What is needed: Output the material beneath exactly, leaving nothing out.
● ● ●
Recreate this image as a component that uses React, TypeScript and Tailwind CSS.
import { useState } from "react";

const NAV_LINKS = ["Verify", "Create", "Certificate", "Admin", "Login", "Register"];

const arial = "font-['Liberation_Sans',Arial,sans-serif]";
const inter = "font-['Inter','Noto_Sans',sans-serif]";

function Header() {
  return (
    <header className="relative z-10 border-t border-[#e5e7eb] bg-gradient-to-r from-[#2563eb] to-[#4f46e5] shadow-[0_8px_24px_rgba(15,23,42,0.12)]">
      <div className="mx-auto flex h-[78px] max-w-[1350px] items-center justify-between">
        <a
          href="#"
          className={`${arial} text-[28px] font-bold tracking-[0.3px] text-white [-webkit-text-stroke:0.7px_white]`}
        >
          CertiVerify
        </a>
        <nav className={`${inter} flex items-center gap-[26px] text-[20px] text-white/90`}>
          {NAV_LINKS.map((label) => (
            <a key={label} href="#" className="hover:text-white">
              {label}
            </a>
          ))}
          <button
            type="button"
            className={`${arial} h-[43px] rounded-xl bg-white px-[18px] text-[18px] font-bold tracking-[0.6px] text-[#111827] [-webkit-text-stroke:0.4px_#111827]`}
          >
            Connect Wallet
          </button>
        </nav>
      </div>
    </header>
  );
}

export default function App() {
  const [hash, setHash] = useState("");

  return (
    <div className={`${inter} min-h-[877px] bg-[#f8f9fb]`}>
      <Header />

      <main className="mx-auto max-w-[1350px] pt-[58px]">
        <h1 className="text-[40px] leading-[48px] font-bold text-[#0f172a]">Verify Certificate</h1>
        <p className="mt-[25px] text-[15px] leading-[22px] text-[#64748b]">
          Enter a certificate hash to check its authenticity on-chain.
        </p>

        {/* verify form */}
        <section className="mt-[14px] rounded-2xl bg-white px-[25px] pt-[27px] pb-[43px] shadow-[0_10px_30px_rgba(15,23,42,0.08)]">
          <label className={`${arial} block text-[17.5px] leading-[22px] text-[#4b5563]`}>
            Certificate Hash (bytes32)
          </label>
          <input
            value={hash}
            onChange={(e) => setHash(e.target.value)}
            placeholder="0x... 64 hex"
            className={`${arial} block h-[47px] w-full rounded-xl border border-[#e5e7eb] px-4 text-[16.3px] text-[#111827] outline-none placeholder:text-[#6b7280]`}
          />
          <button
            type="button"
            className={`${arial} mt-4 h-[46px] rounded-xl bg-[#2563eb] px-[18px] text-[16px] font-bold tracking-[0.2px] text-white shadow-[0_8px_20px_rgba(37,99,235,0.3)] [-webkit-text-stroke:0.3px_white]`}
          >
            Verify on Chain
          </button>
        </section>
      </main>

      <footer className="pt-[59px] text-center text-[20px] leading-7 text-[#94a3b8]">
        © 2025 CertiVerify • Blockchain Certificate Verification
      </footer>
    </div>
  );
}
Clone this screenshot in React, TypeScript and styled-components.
● ● ●
Output of the exercise:
Recreate this image as a component that uses React, TypeScript and Tailwind CSS.
import { useState } from "react";

const NAV_LINKS = ["Verify", "Create", "Certificate", "Admin", "Login", "Register"];

const arial = "font-['Liberation_Sans',Arial,sans-serif]";
const inter = "font-['Inter','Noto_Sans',sans-serif]";

function Header() {
  return (
    <header className="relative z-10 border-t border-[#e5e7eb] bg-gradient-to-r from-[#2563eb] to-[#4f46e5] shadow-[0_8px_24px_rgba(15,23,42,0.12)]">
      <div className="mx-auto flex h-[78px] max-w-[1350px] items-center justify-between">
        <a
          href="#"
          className={`${arial} text-[28px] font-bold tracking-[0.3px] text-white [-webkit-text-stroke:0.7px_white]`}
        >
          CertiVerify
        </a>
        <nav className={`${inter} flex items-center gap-[26px] text-[20px] text-white/90`}>
          {NAV_LINKS.map((label) => (
            <a key={label} href="#" className="hover:text-white">
              {label}
            </a>
          ))}
          <button
            type="button"
            className={`${arial} h-[43px] rounded-xl bg-white px-[18px] text-[18px] font-bold tracking-[0.6px] text-[#111827] [-webkit-text-stroke:0.4px_#111827]`}
          >
            Connect Wallet
          </button>
        </nav>
      </div>
    </header>
  );
}

export default function App() {
  const [hash, setHash] = useState("");

  return (
    <div className={`${inter} min-h-[877px] bg-[#f8f9fb]`}>
      <Header />

      <main className="mx-auto max-w-[1350px] pt-[58px]">
        <h1 className="text-[40px] leading-[48px] font-bold text-[#0f172a]">Verify Certificate</h1>
        <p className="mt-[25px] text-[15px] leading-[22px] text-[#64748b]">
          Enter a certificate hash to check its authenticity on-chain.
        </p>

        {/* verify form */}
        <section className="mt-[14px] rounded-2xl bg-white px-[25px] pt-[27px] pb-[43px] shadow-[0_10px_30px_rgba(15,23,42,0.08)]">
          <label className={`${arial} block text-[17.5px] leading-[22px] text-[#4b5563]`}>
            Certificate Hash (bytes32)
          </label>
          <input
            value={hash}
            onChange={(e) => setHash(e.target.value)}
            placeholder="0x... 64 hex"
            className={`${arial} block h-[47px] w-full rounded-xl border border-[#e5e7eb] px-4 text-[16.3px] text-[#111827] outline-none placeholder:text-[#6b7280]`}
          />
          <button
            type="button"
            className={`${arial} mt-4 h-[46px] rounded-xl bg-[#2563eb] px-[18px] text-[16px] font-bold tracking-[0.2px] text-white shadow-[0_8px_20px_rgba(37,99,235,0.3)] [-webkit-text-stroke:0.3px_white]`}
          >
            Verify on Chain
          </button>
        </section>
      </main>

      <footer className="pt-[59px] text-center text-[20px] leading-7 text-[#94a3b8]">
        © 2025 CertiVerify • Blockchain Certificate Verification
      </footer>
    </div>
  );
}
Clone this screenshot in React, TypeScript and styled-components.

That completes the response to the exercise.